● Problem description
Find every line below that contains the word "components" and copy it out.

** Start of Supplied material **

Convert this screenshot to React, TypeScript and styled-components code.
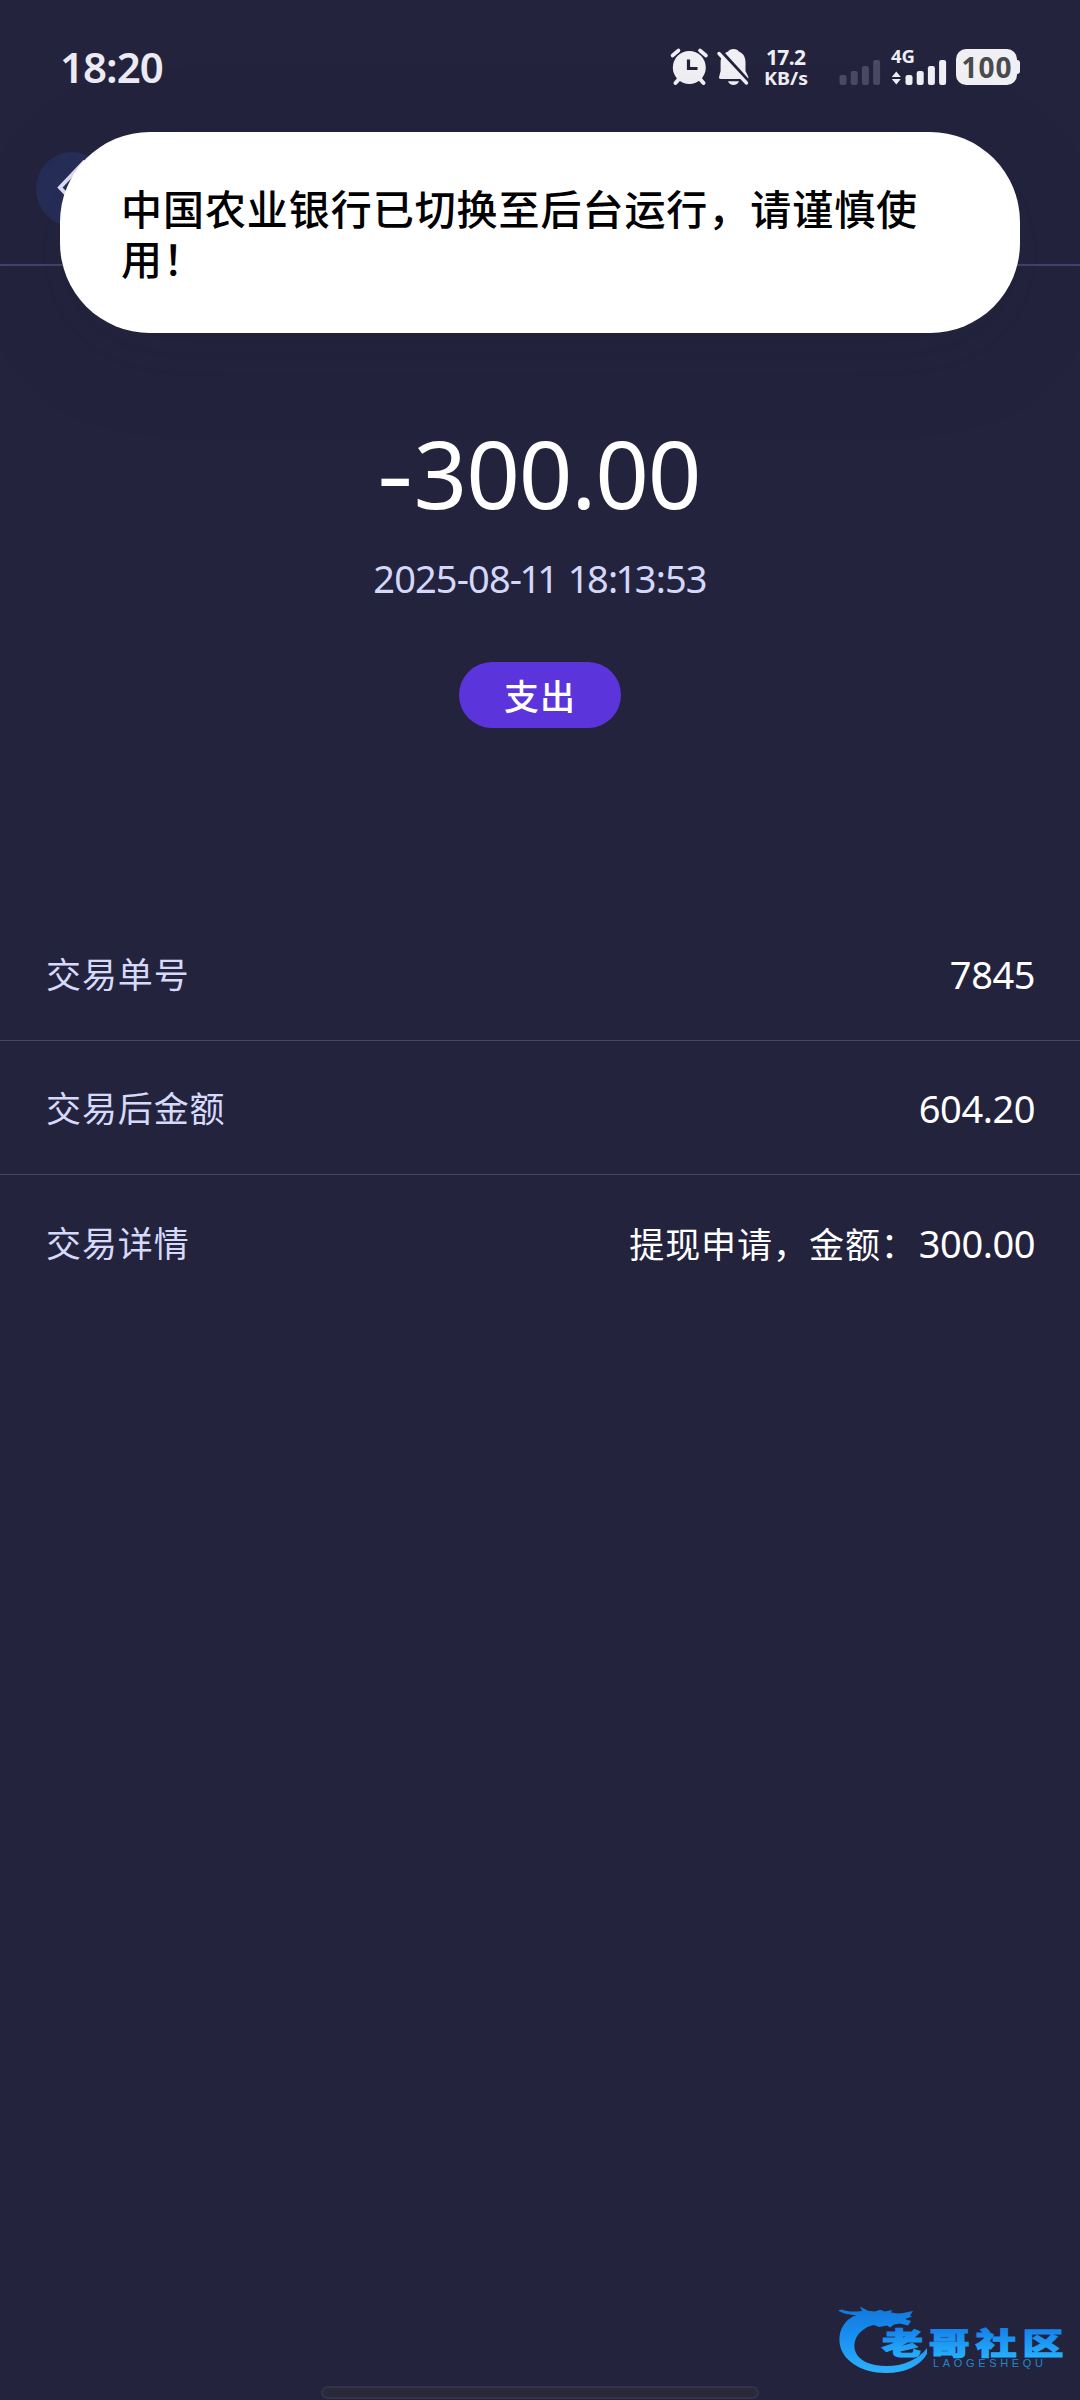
import React from 'react';
import styled, { createGlobalStyle } from 'styled-components';

const Global = createGlobalStyle`
  * { box-sizing: border-box; }
  body {
    margin: 0;
    background: #24233e;
    font-family: 'Noto Sans', 'Noto Sans CJK SC', sans-serif;
  }
`;

const Screen = styled.main`
  position: relative;
  width: 1080px;
  height: 2400px;
  overflow: hidden;
  display: flex;
  flex-direction: column;
  background: #24233e;
  color: #fff;
`;

const StatusBar = styled.header`
  height: 132px;
  padding: 0 60px;
  display: flex;
  align-items: center;
  justify-content: space-between;
`;

const Clock = styled.time`
  padding-top: 2px;
  font-size: 42px;
  line-height: 60px;
  font-weight: 600;
  letter-spacing: -1px;
  color: #ecebf4;
`;

const StatusIcons = styled.svg`
  display: block;
  width: 352px;
  height: 60px;
`;

const NavBar = styled.nav`
  height: 134px;
  padding: 20px 36px;
  border-bottom: 2px solid #45436a;
`;

const BackButton = styled.div`
  width: 72px;
  height: 74px;
  border-radius: 50%;
  background: #262e58;
  display: flex;
  align-items: center;
  justify-content: center;
`;

const Toast = styled.div`
  position: absolute;
  top: 132px;
  left: 60px;
  width: 960px;
  height: 201px;
  padding: 51px 58px 0 61px;
  border-radius: 90px;
  background: #fff;
  color: #000;
  font-family: 'Noto Sans CJK SC', sans-serif;
  font-size: 41px;
  line-height: 49.5px;
  font-weight: 500;
  letter-spacing: 0.95px;
  box-shadow: 0 20px 90px rgba(32, 32, 48, 0.2);
`;

const Summary = styled.section`
  height: 640px;
  padding-top: 143px;
  display: flex;
  flex-direction: column;
  align-items: center;
`;

const Amount = styled.div`
  font-size: 94px;
  line-height: 128px;
  letter-spacing: -1.2px;
`;

const Minus = styled.span`
  display: inline-block;
  margin-right: 5px;
  transform: scaleX(1.2) translateY(-2px);
`;

const Timestamp = styled.div`
  margin-top: 11px;
  font-size: 38px;
  line-height: 60px;
  letter-spacing: -0.9px;
  word-spacing: 4px;
  color: #d3d8fb;
`;

const NarrowDigit = styled.span`
  margin: 0 -1.6px;
`;

const Badge = styled.div`
  margin-top: 54px;
  width: 162px;
  height: 66px;
  padding-bottom: 1px;
  border-radius: 33px;
  background: #5b34dc;
  display: flex;
  align-items: center;
  justify-content: center;
  font-family: 'Noto Sans CJK SC', sans-serif;
  font-size: 35px;
  font-weight: 500;
  letter-spacing: 1px;
`;

const Details = styled.dl`
  margin: 0;
`;

const Row = styled.div<{ $last?: boolean }>`
  height: 134.5px;
  padding: 0 46px;
  display: flex;
  align-items: center;
  justify-content: space-between;
  border-bottom: 1px solid ${(p) => (p.$last ? 'transparent' : '#464765')};
`;

const Label = styled.dt`
  font-family: 'Noto Sans CJK SC', sans-serif;
  font-size: 35px;
  letter-spacing: 0.9px;
  line-height: 60px;
  color: #d5d9fa;
`;

const Value = styled.dd`
  margin: 0 -1px 0 0;
  padding-top: 2px;
  font-size: 38px;
  line-height: 60px;
  letter-spacing: -0.45px;
  color: #fff;
`;

const Note = styled.span`
  margin-right: 2px;
  font-family: 'Noto Sans CJK SC', sans-serif;
  font-size: 35px;
  letter-spacing: 0.95px;
`;

const Footer = styled.footer`
  margin-top: auto;
  display: flex;
  flex-direction: column;
`;

const Brand = styled.svg`
  align-self: flex-end;
  display: block;
  width: 260px;
  height: 100px;
`;

const HomeIndicator = styled.div`
  align-self: center;
  margin: 6px 0 1px;
  width: 438px;
  height: 13px;
  border: 2px solid #34324a;
  border-radius: 7px;
  background: #2a2939;
`;

const rows: { label: string; note?: string; value: string }[] = [
  { label: '交易单号', value: '7845' },
  { label: '交易后金额', value: '604.20' },
  { label: '交易详情', note: '提现申请，金额：', value: '300.00' },
];

const Digits = ({ text }: { text: string }) => (
  <>
    {text.split('').map((c, i) => (c === '1' ? <NarrowDigit key={i}>1</NarrowDigit> : c))}
  </>
);

const Bars = ({ x, fill }: { x: number; fill: string }) => (
  <g fill={fill}>
    {[10, 14, 19, 25].map((h, i) => (
      <rect key={h} x={x + i * 11.2} y={85 - h} width="7" height={h} rx="2.2" />
    ))}
  </g>
);

const Indicators = () => (
  <StatusIcons viewBox="668 36 352 60" fontFamily="'Noto Sans', sans-serif" fontWeight="700">
    <g fill="#efeff4" stroke="#efeff4" strokeLinecap="round">
      <circle cx="689.3" cy="67.500" r="16.5" stroke="none" />
      <path d="M672.500 55.500l6-5M706 55.500l-6-5" strokeWidth="3.6" fill="none" />
      <path d="M679 79l-3.500 4M700 79l3.500 4" strokeWidth="4" fill="none" />
      <path d="M688.500 59.500v9h9" stroke="#24233e" strokeWidth="3.2" fill="none" strokeLinecap="butt" />
    </g>
    <path
      d="M733.500 49c-2.800 0-4.600 1-5.300 2.500-5 1.700-7.600 5.500-7.600 11v8.500l-1.400 5.500c-.6 1.700.2 2.500 1.700 2.500h25.600c1.500 0 2.300-.8 1.700-2.500l-2.700-5.500v-8.500c0-5.500-2.300-9.300-6.700-11-.7-1.500-2.500-2.500-5.300-2.500z"
      fill="#efeff4"
    />
    <path d="M728 81.200h11c-1 2.600-3 3.800-5.500 3.800s-4.500-1.200-5.500-3.800z" fill="#efeff4" />
    <path d="M721.500 52l26 28.500" stroke="#24233e" strokeWidth="4" />
    <path d="M719 53.500l27.500 29.500" stroke="#efeff4" strokeWidth="3.4" strokeLinecap="round" />
    <text x="766" y="65" fontSize="21" textLength="40" fill="#efeff4">17.2</text>
    <text x="764" y="84.500" fontSize="18.500" textLength="44" lengthAdjust="spacingAndGlyphs" fill="#efeff4">KB/s</text>
    <Bars x={839.5} fill="#4b4a65" />
    <Bars x={905.5} fill="#efeff4" />
    <text x="891" y="63" fontSize="18" textLength="24" lengthAdjust="spacingAndGlyphs" fill="#efeff4">4G</text>
    <path d="M896.300 71.500l4.500 5.500h-9zM896.300 84.500l4.500-5.500h-9z" fill="#efeff4" />
    <rect x="956" y="49" width="61" height="36" rx="10" fill="#efeff4" />
    <rect x="1012" y="60" width="8" height="14" rx="3" fill="#efeff4" />
    <text x="961.500" y="77.500" fontSize="28" textLength="50" fill="#4a4a4c" fontWeight="700">100</text>
  </StatusIcons>
);

const BrandMark = () => (
  <Brand viewBox="0 0 260 100">
    <defs>
      <linearGradient id="dragon" gradientUnits="userSpaceOnUse" x1="0" y1="26" x2="0" y2="92">
        <stop offset="0" stopColor="#1476d8" />
        <stop offset="0.4" stopColor="#168cf0" />
        <stop offset="1" stopColor="#2bb0fb" />
      </linearGradient>
      <linearGradient id="name" gradientUnits="userSpaceOnUse" x1="0" y1="-27" x2="0" y2="3">
        <stop offset="0" stopColor="#1580ea" />
        <stop offset="1" stopColor="#25aefb" />
      </linearGradient>
    </defs>
    <path
      d="M22 29.500c6 2.500 12 2.300 20 1.500l-2-4.500 8 4.200 7 .8 5-1.800 5 1.800 7-1.600-1 2.600 7 1 5-.5 10-2-3 4.500 2 1-7 2.500 6 2-3 4.500-8-2-6 1-4 3-3-2-8 1.500-5-2c-8 1-17 8-19 16-3 12 5 21 20 24 20 4 42-3 52-17v6c-7 12-22 19-41 19-25 0-45-13-46.500-31-1-13 6-23 17-27-7 0-14-1.500-18.500-4.500z"
      fill="url(#dragon)"
    />
    <text
      transform="translate(62 73.500) scale(1.32 0.950)"
      fontFamily="'Noto Sans CJK SC', sans-serif"
      fontSize="31"
      fontWeight="900"
      letterSpacing="4.500"
      fill="url(#name)"
      stroke="url(#name)"
      strokeWidth="1.200"
    >
      老哥社区
    </text>
    <text
      x="113"
      y="87"
      fontFamily="'Liberation Sans', sans-serif"
      fontSize="11"
      textLength="110"
      fill="#2391d8"
      opacity="0.900"
    >
      LAOGESHEQU
    </text>
  </Brand>
);

export default function App() {
  return (
    <Screen>
      <Global />
      <StatusBar>
        <Clock>18:20</Clock>
        <Indicators />
      </StatusBar>
      <NavBar>
        <BackButton>
          <svg width="36" height="60" viewBox="0 0 36 60" fill="none">
            <path d="M31 2L6 28.500 31 55" stroke="#e6e6fa" strokeWidth="4" />
          </svg>
        </BackButton>
      </NavBar>
      <Summary>
        <Amount>
          <Minus>-</Minus>300.00
        </Amount>
        <Timestamp>
          <Digits text="2025-08-11 18:13:53" />
        </Timestamp>
        <Badge>支出</Badge>
      </Summary>
      <Details>
        {rows.map((r, i) => (
          <Row key={r.label} $last={i === rows.length - 1}>
            <Label>{r.label}</Label>
            <Value>
              {r.note && <Note>{r.note}</Note>}
              {r.value}
            </Value>
          </Row>
        ))}
      </Details>
      <Footer>
        <BrandMark />
        <HomeIndicator />
      </Footer>
      <Toast>中国农业银行已切换至后台运行，请谨慎使用！</Toast>
    </Screen>
  );
}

** End of Supplied material **

● Exercise answer
Convert this screenshot to React, TypeScript and styled-components code.
import styled, { createGlobalStyle } from 'styled-components';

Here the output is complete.